Lopez joined the production in the holiday season of 1987, at age 26.

“It was crazy, a little bit strange but great experience,” Lopez said in a phone interview this week. “I would go down to the stage about five minutes before I’d go on, do my act, and leave. It wasn’t until six months later, when I came back, that I realized the show was topless.”

“George really kind of kept to himself in those days,” Rohl recalled. “We were like professional partiers and he was just starting. Everybody had a good time. One thing about that show is they had great comedians.” Along with Lopez, who made several appearances in the show’s five-year run at Maxim, popular stand-ups David Gee and Bruce Mickelson were rotated into the production.

The show helped Lopez get his start in feature films. Director Rich Correll had heard the production was a stage for top emerging comics, caught Lopez’s act and wound up casting him in the 1990 comedy, “Ski Patrol.”

Lopez says he’s nearing the end of his stage career. He plans to perform in Las Vegas through 2019 or possibly 2020, then close the show.

“At first I thought I’d end it in June 2019, but maybe continue past 2020,” Lopez says. “I performed for my first time, ever, in 1979 and if I make it to 2020 so I’ll have done stand-up in seven decades … But who knows? Maybe I’ll just keep going and going, like Roberto Duran. I’ll be like an old boxer, just coming back to Vegas because I love it.”

Shunock & The Tri-Dub

Mark Shunock has been flaying the Wild Wild West from the stage at Mondays Dark since opening the charity show at the Space in January 2017. The Station Casinos hotel at 3330 Tropicana Avenue (just a couple blocks from The Space) has been the mark of such Shunock jokes as, “Tonight’s we’re giving away an overnight stay at Wild Wild West! A prize package worth $40!”

In the March 5 show, Shunock took after the “Tri-Dub” once again, unwittingly jabbing at the 260-room hotel as Station Casinos PR director Laura Carroll sat in the audience (Stations and Days Inn operate the property in a joint partnership). After listening to Shunock’s shtick, Carroll and Station Casinos officials asked Shunock to visit Station’s corporate offices at Red Rock Resort on Friday.

Shunock, justifiably, feared he might have run afoul with the Las Vegas-based resort behemoth because of his onstage mocking of the Tri-Dub.

Instead, Carroll handed him an extensively appointed gift bucket, saying, “We love our Wild Wild West.” The bucket was filled with Tri-Dub merchandise including a T-shirt, lighters, a shot glass, playing cards and — yes — Wild Wild West lip balm.

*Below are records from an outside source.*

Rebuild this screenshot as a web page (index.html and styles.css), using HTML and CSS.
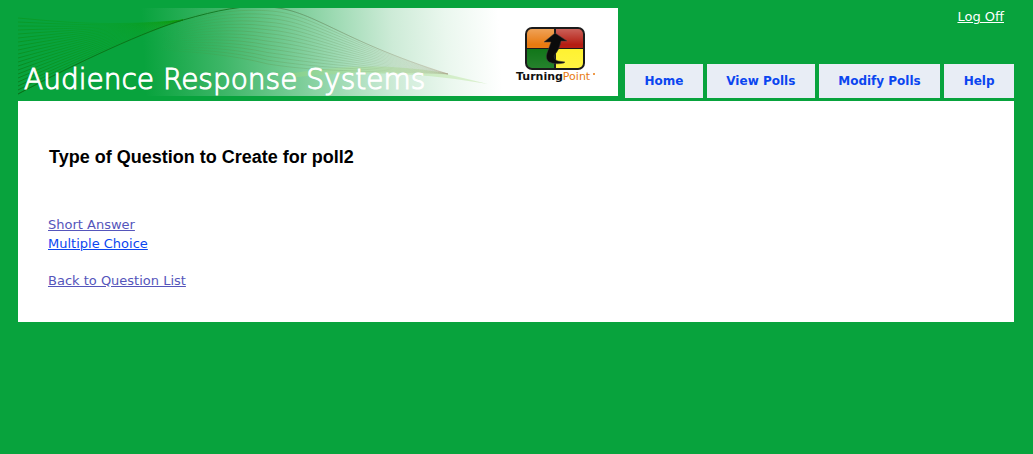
FILE: index.html
```
<!DOCTYPE html>
<html lang="en">
<head>
<meta charset="utf-8">
<title>Audience Response Systems</title>
<link rel="stylesheet" href="styles.css">
</head>
<body>
<header class="header">
  <svg class="banner" width="600" height="88" viewBox="0 0 600 88" role="img" aria-label="Audience Response Systems, TurningPoint">
    <defs>
      <linearGradient id="fade" gradientUnits="userSpaceOnUse" x1="124" y1="20" x2="480" y2="0">
        <stop offset="0" stop-color="#08a33d"/>
        <stop offset=".22" stop-color="#3db667"/>
        <stop offset=".43" stop-color="#7bcd98"/>
        <stop offset=".55" stop-color="#a0dbb5"/>
        <stop offset=".7" stop-color="#cdebd7"/>
        <stop offset=".85" stop-color="#eaf7ee"/>
        <stop offset="1" stop-color="#fff"/>
      </linearGradient>
      <linearGradient id="left-wave" gradientUnits="userSpaceOnUse" x1="0" y1="90" x2="60" y2="0">
        <stop offset="0" stop-color="#0a7018" stop-opacity=".9"/>
        <stop offset=".4" stop-color="#0a8a14" stop-opacity=".6"/>
        <stop offset="1" stop-color="#0a9a0a" stop-opacity=".25"/>
      </linearGradient>
      <linearGradient id="right-wave" gradientUnits="userSpaceOnUse" x1="140" y1="40" x2="430" y2="70">
        <stop offset="0" stop-color="#3f8f30" stop-opacity="0"/>
        <stop offset=".3" stop-color="#5a8f40" stop-opacity=".3"/>
        <stop offset=".6" stop-color="#6f9f68" stop-opacity=".3"/>
        <stop offset="1" stop-color="#a0a080" stop-opacity=".1"/>
      </linearGradient>
      <linearGradient id="edge" gradientUnits="userSpaceOnUse" x1="0" y1="0" x2="430" y2="0">
        <stop offset="0" stop-color="#0a6a18" stop-opacity=".6"/>
        <stop offset=".35" stop-color="#0b6b14" stop-opacity=".9"/>
        <stop offset=".52" stop-color="#0b6b14" stop-opacity=".7"/>
        <stop offset=".65" stop-color="#557f58" stop-opacity=".45"/>
        <stop offset="1" stop-color="#b08870" stop-opacity=".2"/>
      </linearGradient>
      <linearGradient id="shine" x1="0" y1="0" x2="0" y2="1">
        <stop offset="0" stop-color="#fff" stop-opacity=".3"/>
        <stop offset=".4" stop-color="#fff" stop-opacity="0"/>
        <stop offset="1" stop-color="#fff" stop-opacity=".1"/>
      </linearGradient>
      <clipPath id="tile"><rect x="509" y="21" width="56" height="39" rx="5"/></clipPath>
    </defs>
    <rect width="600" height="88" fill="url(#fade)"/>
    <path d="M270 66Q350 52 420 64L470 76Q370 58 270 70Z" fill="#a5dc80" opacity=".35"/>
    <g id="left-waves" class="waves" stroke="url(#left-wave)"></g>
    <g id="right-waves" class="waves" stroke="url(#right-wave)"></g>
    <path class="waves" stroke="url(#edge)" d="M0 86C60 54 130 22 165 12C200 2 225 -3 250 -1C295 1 320 32 430 66"/>
    <text class="banner-title" x="6" y="81">Audience Response Systems</text>
    <rect x="507" y="19" width="60" height="43" rx="7" fill="#1b1b1b"/>
    <g clip-path="url(#tile)">
      <path fill="#e87a10" d="M509 21h27v19h-27z"/>
      <path fill="#b51d12" d="M538 21h27v19h-27z"/>
      <path fill="#0d7415" d="M509 41h27v19h-27z"/>
      <path fill="#fff22d" d="M538 41h27v19h-27z"/>
      <path fill="url(#shine)" d="M509 21h27v19h-27zM538 21h27v19h-27zM509 41h27v19h-27zM538 41h27v19h-27z"/>
    </g>
    <path fill="#0b0b0b" stroke="#444" stroke-width=".5" d="M537 25L549 33L543 33Q542 41 536 48Q536 52 540 53L547 54L546 55Q537 57 531 54Q527 51 529 45L533 34L526 34Z"/>
    <text class="logo-name" x="498" y="72">Turning<tspan class="logo-accent">Point</tspan></text>
    <circle cx="576" cy="66" r="1" fill="#e87a10"/>
  </svg>
  <div class="side">
    <a class="logoff" href="#">Log Off</a>
    <nav class="nav">
      <a href="#">Home</a>
      <a href="#">View Polls</a>
      <a href="#">Modify Polls</a>
      <a href="#">Help</a>
    </nav>
  </div>
</header>
<main class="panel">
  <h1>Type of Question to Create for poll2</h1>
  <ul class="choices">
    <li><a class="visited" href="#">Short Answer</a></li>
    <li><a href="#">Multiple Choice</a></li>
  </ul>
  <a class="visited" href="#">Back to Question List</a>
</main>
<script src="waves.js"></script>
</body>
</html>
```
FILE: styles.css
```
body {
  margin: 8px 19px 8px 18px;
  background: #08a33d;
  font-family: Verdana, "DejaVu Sans", sans-serif;
  font-size: 13px;
  line-height: 19px;
}
a { color: #0b46f0; }
.header {
  display: flex;
  gap: 7px;
  margin-bottom: 3px;
}
.banner { flex: none; display: block; }
.waves { fill: none; stroke-width: 1; }
.banner-title {
  font-family: "DejaVu Sans", sans-serif;
  font-weight: 200;
  font-size: 28px;
  fill: #fff;
  stroke: #fff;
  stroke-width: 1;
}
.logo-name {
  font-family: "DejaVu Sans", sans-serif;
  font-size: 11px;
  font-weight: bold;
  fill: #111;
}
.logo-accent { fill: #e87a10; font-weight: normal; }
.side {
  flex: 1;
  display: flex;
  flex-direction: column;
  justify-content: space-between;
  height: 90px;
}
.logoff { color: #fff; margin-right: 10px; align-self: flex-end; line-height: 17px; }
.nav { display: flex; gap: 4px; }
.nav a {
  flex: auto;
  padding: 8px 18px;
  background: #e8edf5;
  font-size: 12px;
  line-height: 18px;
  font-weight: bold;
  text-align: center;
  text-decoration: none;
  white-space: nowrap;
}
.panel {
  background: #fff;
  padding: 44px 30px 32px;
}
h1 {
  margin: 0 0 46px 1px;
  font: bold 18px/24px "Liberation Sans", Arial, sans-serif;
  color: #000;
}
.choices {
  list-style: none;
  margin: 0 0 18px;
  padding: 0;
}
.visited { color: #5555bb; }
```
FILE: waves.js
```
function drawWaves(id, count, shape) {
  const group = document.getElementById(id);
  for (let i = 0; i < count; i++) {
    const path = document.createElementNS('http://www.w3.org/2000/svg', 'path');
    path.setAttribute('d', shape(i / (count - 1)));
    group.appendChild(path);
  }
}

drawWaves('left-waves', 20, t =>
  `M0 ${86 - 76 * t}C${60 - 15 * t} ${54 - 40 * t} ${120 - 30 * t} ${27 - 8 * t} 165 12`);

drawWaves('right-waves', 16, t =>
  `M140 ${20 + 22 * t}C180 ${4 + 40 * t} 215 ${-3 + 50 * t} 250 ${-1 + 57 * t}` +
  `C295 ${1 + 62 * t} 320 ${32 + 30 * t} 430 66`);
```
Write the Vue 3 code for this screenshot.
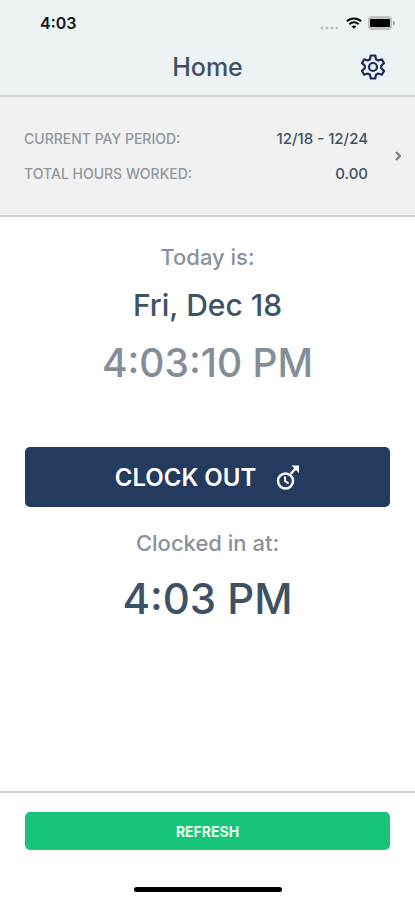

He also received an envelope containing a gift certificate for an overnight stay at the Wild Wild West.

Shunock recited the story and unveiled the gift haul at this week’s Mondays Dark show benefiting Baby’s Bounty of Las Vegas.

“They played me SO well!” Shunock said as he displayed his Wild Wild West merch. “I have wanted this free room for so long, and tonight I earned it!”

Impress your friends, or not, by knowing that the Wild Wild West was called King 8 Hotel until Station Casinos bought the property in 1998. About a decade ago, as Station snapped up land around the property, there was intermittent speculation Station Casinos would raze the Tri-Dub for a new, glorious resort. But the economic tailspin hit in 2008-2009, and the Wild Wild West lived to see another day. Or, Days Inn.

Clowns and midnight

Eleven Cirque du Soleil artists performing 13 acts you won’t see in Cirque shows. That’s “Clowns After Midnight,” set for April 4, 6 and 7. Assembled and organized by “Zumanity” artist Shannan Calcutt, the show is staged at the Theatre Hub improv studio at 705 Las Vegas Boulevard North, in the same neighborhood as the Neon Museum. “Clowns After Midnight” is in the theater’s “Make ‘em Laugh” comedy series.

The Cirque performers created new comedy acts in a seven-day workshop series headed up by Calcutt. The series is best described as “Saturday Night Live With Clowns.” It’s a format foreign to most Cirque performers, but clowning and physical comedy is one of the hallmarks of the company’s productions on the Strip.